Un échec à Lorient, un rebond à Nancy
Karim Boudiaf est un enfant de Gennevilliers. Sa mère est marocaine, son père algérien. À 16 ans, joueur à Rueil-Malmaison, il est repéré par le FC Lorient et intègre le centre de formation. Cette première expérience avec le foot de haut niveau tournera court puisqu’il finit par se faire exclure. « Des bêtises de jeunes, élude Reda Baiben, un recruteur basé en région parisienne, où Boudiaf revient après ce premier échec en Bretagne. Il avait pris une licence au Racing et je l’ai suivi toute sa saison chez les U19. En juin 2008, j’ai insisté pour qu’il fasse ce match d’essai avec Nancy alors qu’il était prêt à partir pour le Red Star. » Boudiaf se voit donc offrir une seconde chance d’avoir une carrière pro en France. À l’ASNL, Rachid Maatar le fait monter d’un cran, de défenseur central à milieu récupérateur. « Sur un terrain de foot, il avait la sagesse. Et en dehors, c’était un garçon sans histoire, poli, bien éduqué, qui ne posait pas de problèmes. » Mais pourquoi est-il parti si tôt ? « Quand je lui en parlais, il me disait que c’était lui qui voulait accepter cette offre du Qatar, mais il se voyait surtout investi d’une mission : celle de mettre ses proches à l’abri financièrement » , croit savoir son ancien coach.

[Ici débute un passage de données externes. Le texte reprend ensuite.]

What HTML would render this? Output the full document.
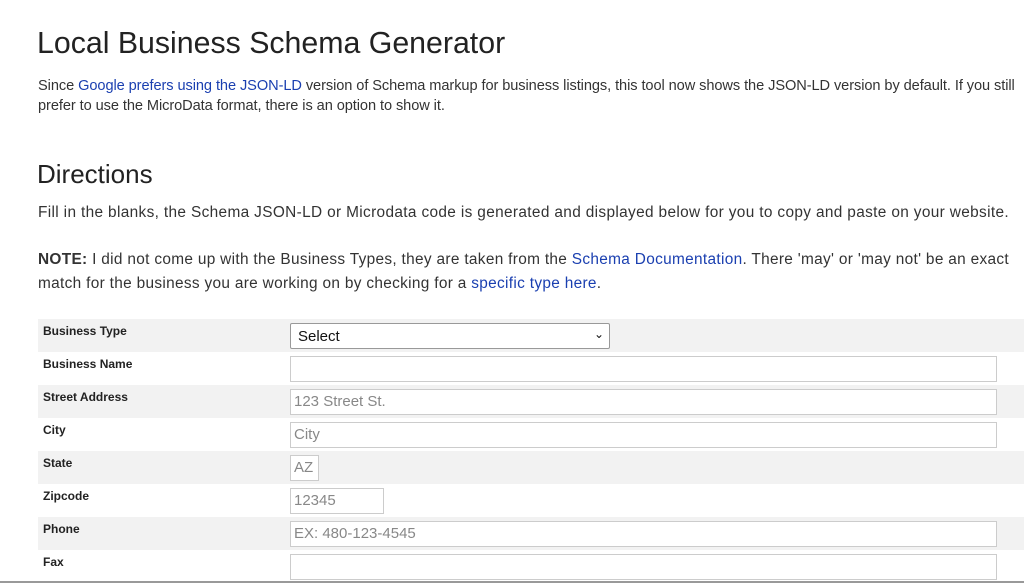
<!DOCTYPE html>
<html><head><meta charset="utf-8"><style>
body{margin:0;width:1024px;height:583px;overflow:hidden;background:#fff;font-family:"Liberation Sans",sans-serif;color:#333;position:relative}
.a{position:absolute;white-space:nowrap}
h1,h2{margin:0;font-weight:normal;color:#222}
.p{font-size:14.6px;letter-spacing:-0.08px;color:#333}
a{color:#1a3fb0;text-decoration:none}
.row{position:absolute;left:38px;width:986px;height:33px}
.g{background:#f2f2f2}
.lab{position:absolute;left:5px;top:5px;font-size:12px;font-weight:bold;color:#222}
.in{position:absolute;left:252px;top:4px;height:24px;border:1px solid #ccc;background:#fff;box-sizing:border-box;font-size:15px;color:#888;padding:3px 0 0 3px}
</style></head><body>
<h1 class="a" style="left:37px;top:27px;font-size:30.3px">Local Business Schema Generator</h1>
<div class="a p" style="left:38px;top:78px">Since <a>Google prefers using the JSON-LD</a> version of Schema markup for business listings, this tool now shows the JSON-LD version by default. If you still</div>
<div class="a p" style="left:38px;top:98px">prefer to use the MicroData format, there is an option to show it.</div>
<h2 class="a" style="left:37px;top:159px;font-size:26px">Directions</h2>
<div class="a p" style="left:38px;top:204px;font-size:15.4px;letter-spacing:0.35px">Fill in the blanks, the Schema JSON-LD or Microdata code is generated and displayed below for you to copy and paste on your website.</div>
<div class="a p" style="left:38px;top:251px;font-size:15.4px;letter-spacing:0.32px"><b>NOTE:</b> I did not come up with the Business Types, they are taken from the <a>Schema Documentation</a>. There 'may' or 'may not' be an exact</div>
<div class="a p" style="left:38px;top:275px;font-size:15.4px;letter-spacing:0.32px">match for the business you are working on by checking for a <a>specific type here</a>.</div>

<div class="row g" style="top:319px"><div class="lab">Business Type</div><div class="in" style="width:320px;height:26px;border:1px solid #999;border-radius:2px;color:#111;padding:4px 0 0 7px">Select<span style="position:absolute;right:5px;top:3px;font-size:12px">&#8964;</span></div></div>
<div class="row" style="top:352px"><div class="lab">Business Name</div><div class="in" style="width:707px;height:26px"></div></div>
<div class="row g" style="top:385px"><div class="lab">Street Address</div><div class="in" style="width:707px;height:26px">123 Street St.</div></div>
<div class="row" style="top:418px"><div class="lab">City</div><div class="in" style="width:707px;height:26px">City</div></div>
<div class="row g" style="top:451px"><div class="lab">State</div><div class="in" style="width:29px;height:26px">AZ</div></div>
<div class="row" style="top:484px"><div class="lab">Zipcode</div><div class="in" style="width:94px;height:26px">12345</div></div>
<div class="row g" style="top:517px"><div class="lab">Phone</div><div class="in" style="width:707px;height:26px">EX: 480-123-4545</div></div>
<div class="row" style="top:550px"><div class="lab">Fax</div><div class="in" style="width:707px;height:26px"></div></div>
<div class="a" style="left:0;top:581px;width:1024px;height:2px;background:#999"></div>
</body></html>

De 500 à 10 000 euros/mois
Des propos confirmés par Reda Baiben : « Il a sorti sa famille de la merde, alors il ne faut pas juger trop vite son choix. Et pourtant, moi le premier, je le lui ai dit qu’il était bien trop pressé, mais c’est difficile de refuser une offre que personne ne pouvait lui offrir en France. De 500 euros par mois, son salaire est passé à 10 000 euros ! » D’ailleurs, toujours selon Reda Baiben, le club lorrain ne l’a pas vraiment retenu. « Il avait encore un an de contrat, mais il a été libéré, et Nancy n’a rien touché. À l’époque, j’avais dit aux dirigeants que si une opportunité se présentait à Karim de partir, il fallait accepter. L’effectif pro était trop saturé pour lui, il n’aurait pas eu sa chance. »

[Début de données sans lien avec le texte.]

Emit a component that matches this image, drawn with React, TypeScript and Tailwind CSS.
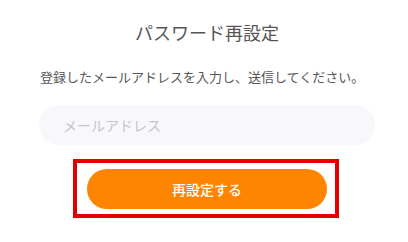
export default function App() {
  return (
    <main
      className="w-[408px] h-[242px] bg-white overflow-hidden pt-[19px]"
      style={{ fontFamily: '"Noto Sans CJK JP", "Noto Sans", sans-serif' }}
    >
      <div className="w-[336px] ml-[39px]">
        <h1 className="text-center text-[18px] leading-[26px] text-[#555] font-normal">
          パスワード再設定
        </h1>
        <p className="mt-[22px] text-[13px] leading-[20px] text-[#555] pl-px">
          登録したメールアドレスを入力し、送信してください。
        </p>
        <input
          type="email"
          placeholder="メールアドレス"
          className="mt-[18px] block w-full h-[40px] rounded-full bg-[#f8f8fc] px-[24px] text-[14px] text-[#555] placeholder:text-[#c4c4cc] outline-none"
        />
        <div className="relative w-[240px] mx-auto mt-[24px]">
          <button className="w-full h-[40px] rounded-full bg-[#ff8500] text-white text-[14px] font-medium">
            再設定する
          </button>
          <div className="absolute -left-[14px] -right-[12px] -top-[10px] -bottom-[9px] border-[4px] border-[#e30000] pointer-events-none" />
        </div>
      </div>
    </main>
  );
}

La saison 2009/2010, 30 joueurs sont utilisés par Pablo Correa. Boudiaf est barré, que ce soit en défense par André Luiz, Sami, Lotiès, Ouaddou, ou à la récupération avec N’Diaye, Ça, Bérenguer ou Bakaye Traoré. Alors il part pour le Qatar et le tout jeune club de Lekhwiya, qui évolue à l’époque en D2. Mais très vite, avec l’entraîneur Djamel Belmadi, franco-algérien comme Boudiaf, Lekhwiya grimpe tout en haut de la hiérarchie du football local : deux titres coup sur coup en 2011 et 2012 pour ses deux premières saisons en D1. L’ancien espoir de Nancy contribue grandement à ces succès et se fait vite draguer par l’Algérie pour intégrer la sélection U23 qui prépare en 2011 le tournoi qualificatif pour les JO l’année suivante. Il reçoit même une convocation officielle, mais décline, prétextant un match à ne pas manquer avec son club.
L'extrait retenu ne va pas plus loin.